Washington - Life insurance costs could be reduced by billions of dollars annually under an optional federal chartering system, according to a new study, comprised of research from Steven Pottier, associate professor of insurance at the University of Georgia's Terry College of Business.
The potential cost savings relating to insurers coming under the authority of a single regulator, as opposed to the current system of multiple regulators, exceeds $5.7 billion annually, according to the American Council of Life Insurers (ACLI)-sponsored study entitled "State Regulation of Life Insurers: Implications for Economic Efficiency and Financial Strength."
Washington-based ACLI says the study's figure does not take into account other potential benefits of an optional federal charter, such as increased competition and improved speed-to-market for new products.
"An optional federal charter system would allow life insurers to conduct business either under the existing state regulatory system or a new federal system, depending on which better suits their customer base," says Frank Keating, president and CEO of the American Council of Life Insurers. "The result would be a more efficient regulatory structure that imposes fewer costs on insurers, costs that are often passed on to consumers."
An optional federal charter system, Keating said, would allow insurance companies to eliminate these unnecessary costs by coming under the authority of a single federal regulator, if they so choose.
The charter has its share of supporters and adversaries. Zurich, Switzerland-based Swiss Re believes giving reinsurers a federal regulation option would facilitate a more effective flow of risk-bearing capital, allowing them to better serve the needs of their clients and the nation's policyholders.
"Swiss Re believes an optional federal charter would make the U.S. more competitive and more responsive to the changing risk and regulatory landscape, resulting in lower costs, greater efficiency and enhanced risk management. This benefits U.S. consumers, U.S. business and our economy," says Roger Ferguson, Chairman of Swiss Re America Holding Corp. "Further, Swiss Re is not advocating substitution of the state system of regulation, but rather supplementing it."
Another supporting organization—Agents for Change—believes an optional federal charter will help producers better serve their customers. "Consumers are frustrated with the lack of choice among insurance products and coverage in the current system," says Robert Poli, chairman of Agents for Change. "They don't understand why I cannot continue to serve them—many of my customers view me as a trusted financial advisor—if they move to a state where I am not licensed. Similarly, they do not understand why I can sell a product in one state but not another. This makes no sense in the 21st century."
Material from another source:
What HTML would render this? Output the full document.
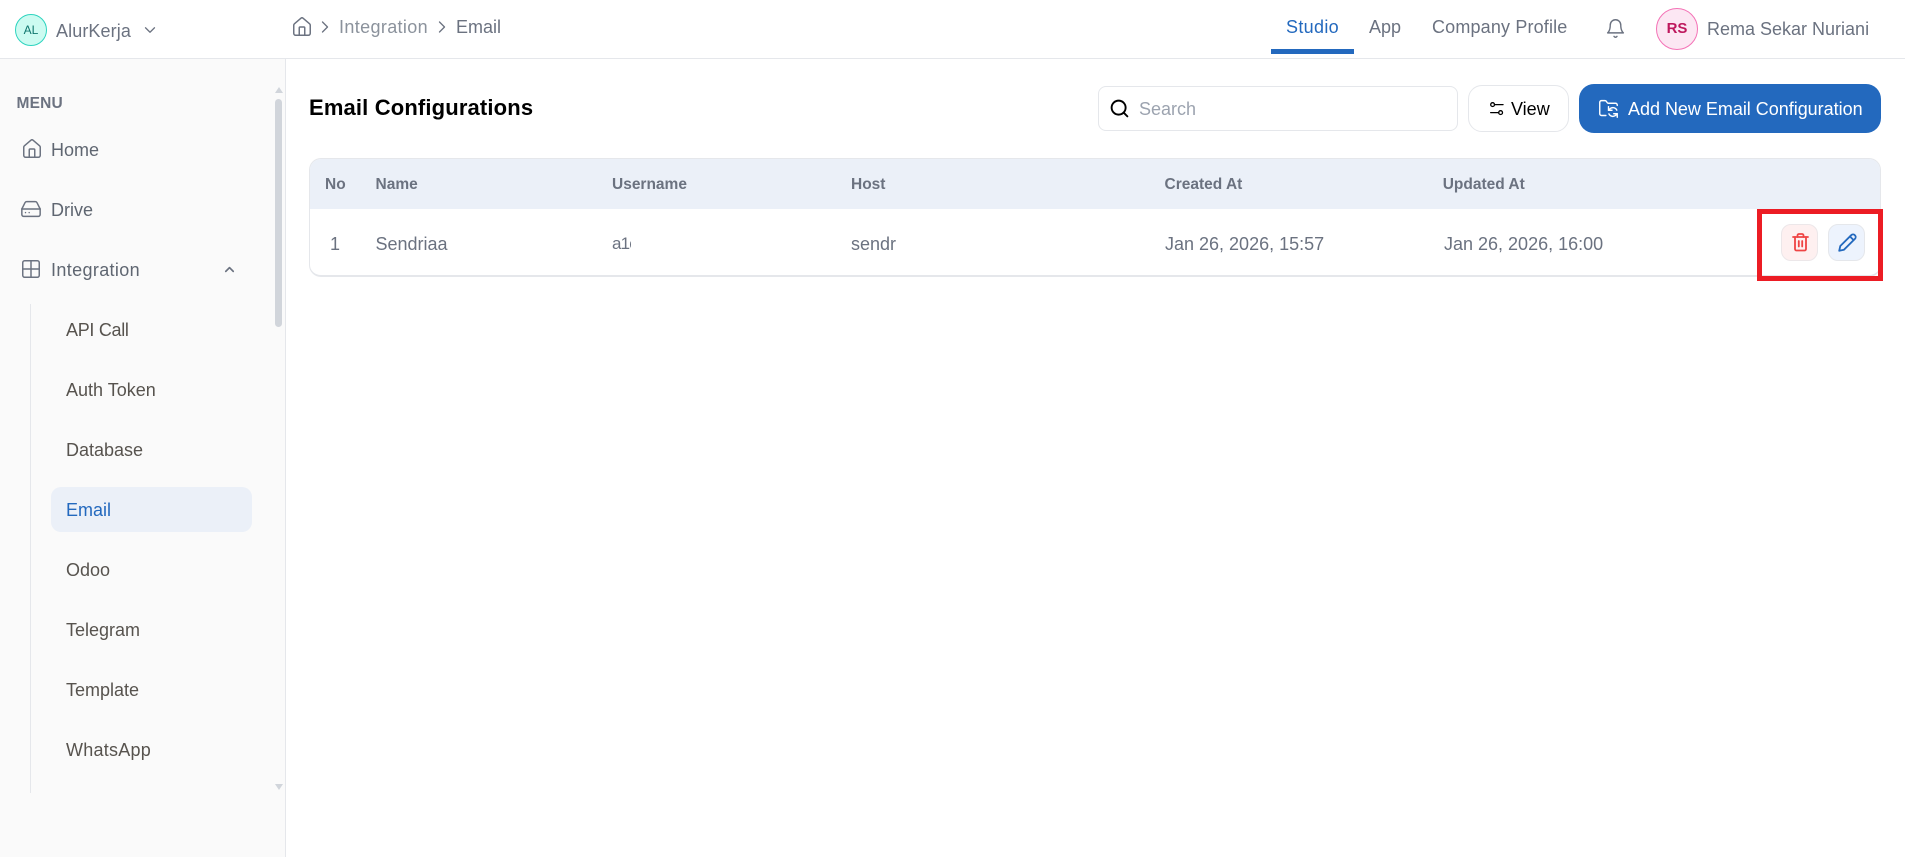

Philadelphia-based Lincoln Financial Group and Columbus, Ohio-based Nationwide also support the charter because of consumer concerns. "As an industry, our most pressing challenge is meeting the complex needs of the 78 million baby boomers preparing to begin their lengthy retirement years. The passage of this legislation is imperative to align regulations with consumer rights and demand for timely solutions," says Jon Boscia, chairman and CEO of Lincoln Financial Group.
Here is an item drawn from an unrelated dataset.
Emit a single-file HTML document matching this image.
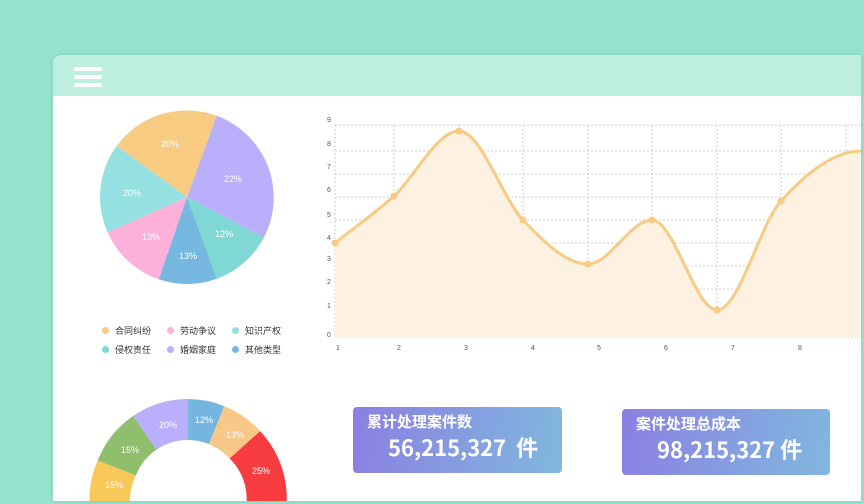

"In this 21st Century financial services arena, it is crucial to have the ability to compete in the global marketplace in order to provide consumers with quality products that protect their financial well-being," adds Pat Hatler, executive vice president and chief legal and governance officer at Nationwide.
Two organizations— Indianapolis-based National Association of Mutual Insurance Companies (NAMIC) and Alexandria, Va.-based Independent Insurance Agents & Brokers of America (IIABA)—have publicly opposed the federal charter. "While we acknowledge that the current regulatory system must be reformed, we think that those reforms can take place at the state level rather then creating an additional layer of federal bureaucracy that the insurance industry and their consumers would have to deal with," says Justin Roth, NAMIC's senior federal affairs director. "In fact, 17 states have adopted regulatory reforms in the last four years. Congress can play a meaningful role in helping to modernize insurance regulation while not adding additional regulation at either the state or federal level."
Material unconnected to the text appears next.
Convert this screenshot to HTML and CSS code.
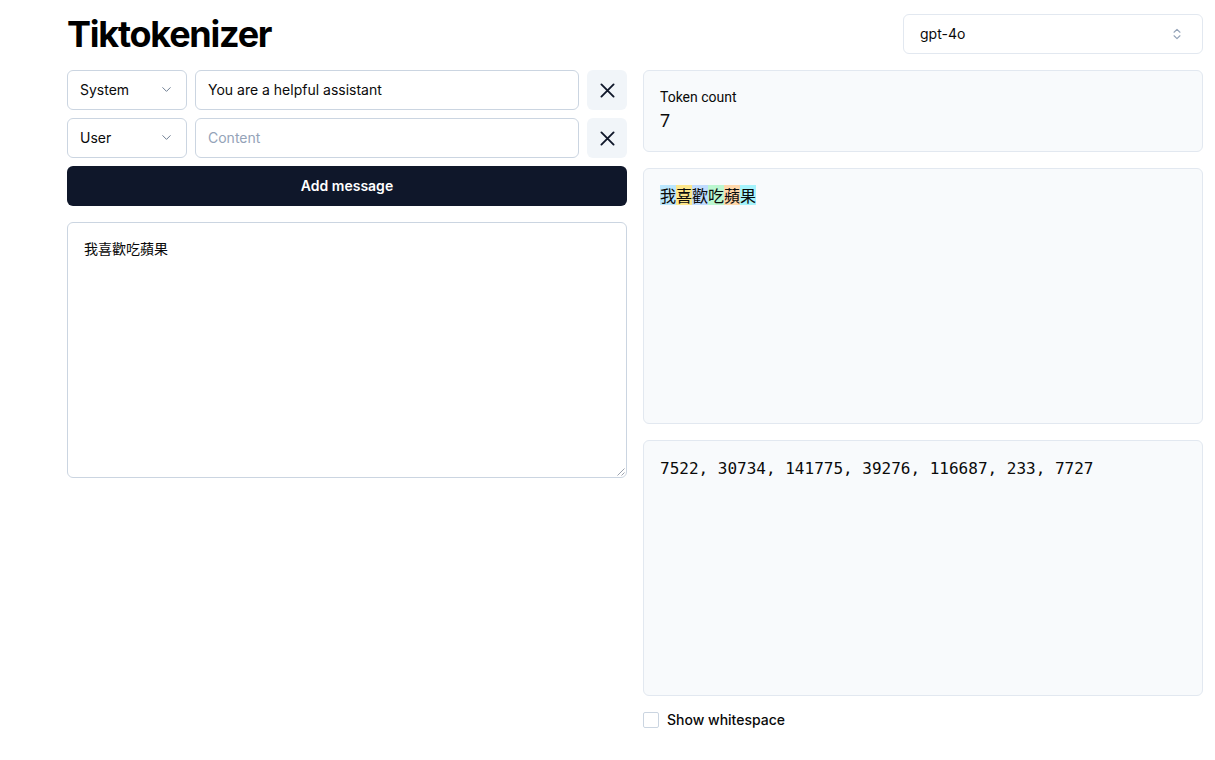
FILE: index.html
```html
<!DOCTYPE html>
<html lang="en">
<head>
<meta charset="utf-8">
<title>Tiktokenizer</title>
<link rel="stylesheet" href="styles.css">
</head>
<body>
<div class="page">
  <header class="header">
    <h1 class="title">Tiktokenizer</h1>
    <div class="model-select">
      <span>gpt-4o</span>
      <svg class="updown" width="16" height="16" viewBox="0 0 24 24" fill="none" stroke="currentColor" stroke-width="2" stroke-linecap="round" stroke-linejoin="round"><path d="m7 15 5 5 5-5"/><path d="m7 9 5-5 5 5"/></svg>
    </div>
  </header>
  <main class="columns">
    <section class="left">
      <div class="msg-row">
        <div class="role-select"><span>System</span><svg width="16" height="16" viewBox="0 0 24 24" fill="none" stroke="currentColor" stroke-width="1.5" stroke-linecap="round" stroke-linejoin="round"><path d="m6 9 6 6 6-6"/></svg></div>
        <div class="msg-input">You are a helpful assistant</div>
        <button class="remove-btn" aria-label="Remove"><svg width="16" height="16" viewBox="0 0 16 16" fill="none" stroke="currentColor" stroke-width="2" stroke-linecap="round"><path d="M1.5 1.5 14.5 14.5M14.5 1.5 1.5 14.5"/></svg></button>
      </div>
      <div class="msg-row">
        <div class="role-select"><span>User</span><svg width="16" height="16" viewBox="0 0 24 24" fill="none" stroke="currentColor" stroke-width="1.5" stroke-linecap="round" stroke-linejoin="round"><path d="m6 9 6 6 6-6"/></svg></div>
        <div class="msg-input placeholder">Content</div>
        <button class="remove-btn" aria-label="Remove"><svg width="16" height="16" viewBox="0 0 16 16" fill="none" stroke="currentColor" stroke-width="2" stroke-linecap="round"><path d="M1.5 1.5 14.5 14.5M14.5 1.5 1.5 14.5"/></svg></button>
      </div>
      <button class="add-btn">Add message</button>
      <div class="textarea">我喜歡吃蘋果<svg class="resize" width="9" height="9" viewBox="0 0 9 9" stroke="#9ca3af" stroke-width="1"><path d="M8.5 1.5 1.5 8.5M8.5 5.5 5.5 8.5"/></svg></div>
    </section>
    <section class="right">
      <div class="card count-card">
        <div class="count-label">Token count</div>
        <div class="count-value">7</div>
      </div>
      <div class="card big-card">
        <div class="tokens"><span class="t sky">我</span><span class="t amber">喜</span><span class="t blue">歡</span><span class="t green">吃</span><span class="t orange">蘋</span><span class="t cyan">果</span></div>
      </div>
      <div class="card big-card">
        <div class="ids">7522, 30734, 141775, 39276, 116687, 233, 7727</div>
      </div>
      <label class="ws"><span class="checkbox"></span>Show whitespace</label>
    </section>
  </main>
</div>
</body>
</html>
```
FILE: styles.css
```css
* { box-sizing: border-box; }
html, body { margin: 0; padding: 0; background: #fff; }
body {
  font-family: Inter, "Noto Sans CJK TC", sans-serif;
  color: #0a0a0a;
  font-size: 14px;
}
.page {
  padding: 14px 12px 0 67px;
}
.header {
  display: flex;
  justify-content: space-between;
  align-items: center;
  height: 40px;
}
.title {
  margin: 0;
  font-size: 36px;
  font-weight: 700;
  letter-spacing: -1.25px;
  color: #000;
}
.model-select {
  width: 300px;
  height: 40px;
  border: 1px solid #e2e8f0;
  border-radius: 6px;
  display: flex;
  align-items: center;
  justify-content: space-between;
  padding: 0 16px;
  font-size: 14px;
  line-height: 18px;
  padding-bottom: 1px;
}
.updown { color: #94a3b8; width: 14px; height: 14px; margin-right: 2px; }
.columns {
  margin-top: 16px;
  display: grid;
  grid-template-columns: 560px 560px;
  gap: 16px;
  align-items: start;
}
.left { display: flex; flex-direction: column; gap: 8px; }
.msg-row { display: flex; gap: 8px; }
.role-select {
  width: 120px;
  height: 40px;
  flex: none;
  border: 1px solid #cbd5e1;
  border-radius: 6px;
  display: flex;
  align-items: center;
  justify-content: space-between;
  padding: 0 12px 1px;
}
.role-select svg { color: #64748b; width: 15px; height: 15px; }
.msg-input {
  flex: 1;
  height: 40px;
  border: 1px solid #cbd5e1;
  border-radius: 6px;
  display: flex;
  align-items: center;
  padding: 0 12px 1px;
}
.msg-input.placeholder { color: #94a3b8; }
.remove-btn {
  width: 40px;
  height: 40px;
  flex: none;
  border: 0;
  border-radius: 6px;
  background: #f1f5f9;
  color: #0f172a;
  display: flex;
  align-items: center;
  justify-content: center;
  padding: 0;
}
.remove-btn svg { width: 15px; height: 15px; }
.add-btn {
  height: 40px;
  border: 0;
  border-radius: 6px;
  background: #0f172a;
  color: #fff;
  font-family: Inter, sans-serif;
  font-size: 14px;
  font-weight: 600;
  padding: 0 0 2px;
}
.textarea {
  margin-top: 8px;
  position: relative;
  height: 256px;
  border: 1px solid #cbd5e1;
  border-radius: 6px;
  padding: 16px;
  line-height: 20px;
  font-size: 14px;
}
.resize { position: absolute; right: 1px; bottom: 1px; }
.right { display: flex; flex-direction: column; gap: 16px; }
.card {
  background: #f8fafc;
  border: 1px solid #e2e8f0;
  border-radius: 6px;
  padding: 16px;
}
.count-card { height: 82px; padding-top: 17px; }
.count-label { font-family: Roboto, sans-serif; font-size: 14px; line-height: 18px; }
.count-value { font-family: Roboto, sans-serif; font-size: 18px; line-height: 24px; margin-top: 3px; }
.big-card { height: 256px; padding-top: 15px; }
.tokens { font-size: 16px; line-height: 22px; font-family: "Noto Sans CJK TC", sans-serif; }
.t { display: inline-block; line-height: 20px; }
.sky { background: #bae6fd; }
.amber { background: #fde68a; }
.blue { background: #bfdbfe; }
.green { background: #bbf7d0; }
.orange { background: #fed7aa; }
.cyan { background: #a5f3fc; }
.ids {
  font-family: "DejaVu Sans Mono", monospace;
  font-size: 16px;
  line-height: 22px;
  padding-top: 2px;
}
.ws {
  display: flex;
  align-items: center;
  gap: 8px;
  font-size: 14px;
  font-weight: 500;
  line-height: 16px;
}
.checkbox {
  width: 16px;
  height: 16px;
  border: 1px solid #cbd5e1;
  border-radius: 2px;
  background: #fff;
}
```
On April 27 the IIABA hosted its annual Big "I" Legislative Conference & Convention. Each year during the legislative conference, Big "I" agents and brokers hold hundreds of meetings with their elected officials on Capitol Hill to share their perspective on how legislation affects their business. One of the top issues this year, according to IIABA, was the McCarran-Ferguson Act.
The NAMIC created a resource center dedicated to addressing the concerns and misconceptions about the McCarran-Ferguson Act. The McCarran-Ferguson Act Resource Center found online at www.namic.org/policy/mfa.asp offers a plethora of objective information on the law that is vital to assuring a competitive insurance marketplace and stable rates for consumers.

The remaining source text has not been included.